Without the pictures, reproduce the records that follow exactly.
··· Records for the task ···
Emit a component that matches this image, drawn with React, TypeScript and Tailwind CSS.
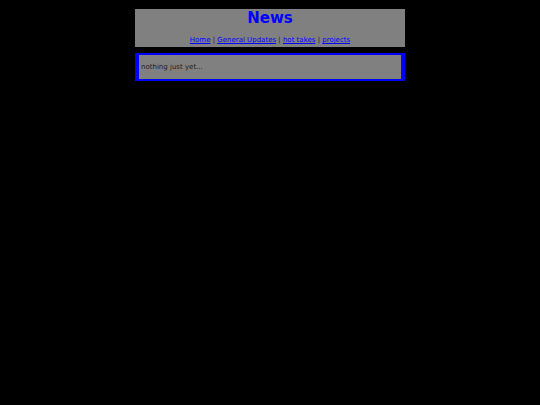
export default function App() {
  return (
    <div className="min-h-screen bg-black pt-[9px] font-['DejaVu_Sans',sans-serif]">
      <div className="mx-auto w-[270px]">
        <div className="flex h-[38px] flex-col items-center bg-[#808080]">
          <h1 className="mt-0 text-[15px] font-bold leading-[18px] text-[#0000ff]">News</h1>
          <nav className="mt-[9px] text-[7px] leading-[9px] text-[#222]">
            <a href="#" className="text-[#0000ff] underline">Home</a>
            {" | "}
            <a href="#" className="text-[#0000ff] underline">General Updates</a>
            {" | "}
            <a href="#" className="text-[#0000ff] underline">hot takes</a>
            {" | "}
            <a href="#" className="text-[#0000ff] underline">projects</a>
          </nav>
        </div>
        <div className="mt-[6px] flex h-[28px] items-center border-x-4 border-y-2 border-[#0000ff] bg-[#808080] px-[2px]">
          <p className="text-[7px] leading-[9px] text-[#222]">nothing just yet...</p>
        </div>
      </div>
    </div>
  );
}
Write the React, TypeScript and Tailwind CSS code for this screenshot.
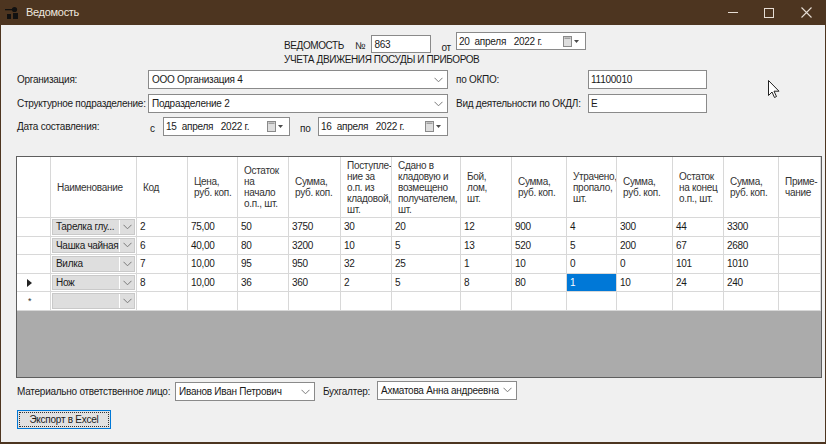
···
— Solution to this problem —
Emit a component that matches this image, drawn with React, TypeScript and Tailwind CSS.
export default function App() {
  return (
    <div className="min-h-screen bg-black pt-[9px] font-['DejaVu_Sans',sans-serif]">
      <div className="mx-auto w-[270px]">
        <div className="flex h-[38px] flex-col items-center bg-[#808080]">
          <h1 className="mt-0 text-[15px] font-bold leading-[18px] text-[#0000ff]">News</h1>
          <nav className="mt-[9px] text-[7px] leading-[9px] text-[#222]">
            <a href="#" className="text-[#0000ff] underline">Home</a>
            {" | "}
            <a href="#" className="text-[#0000ff] underline">General Updates</a>
            {" | "}
            <a href="#" className="text-[#0000ff] underline">hot takes</a>
            {" | "}
            <a href="#" className="text-[#0000ff] underline">projects</a>
          </nav>
        </div>
        <div className="mt-[6px] flex h-[28px] items-center border-x-4 border-y-2 border-[#0000ff] bg-[#808080] px-[2px]">
          <p className="text-[7px] leading-[9px] text-[#222]">nothing just yet...</p>
        </div>
      </div>
    </div>
  );
}
Write the React, TypeScript and Tailwind CSS code for this screenshot.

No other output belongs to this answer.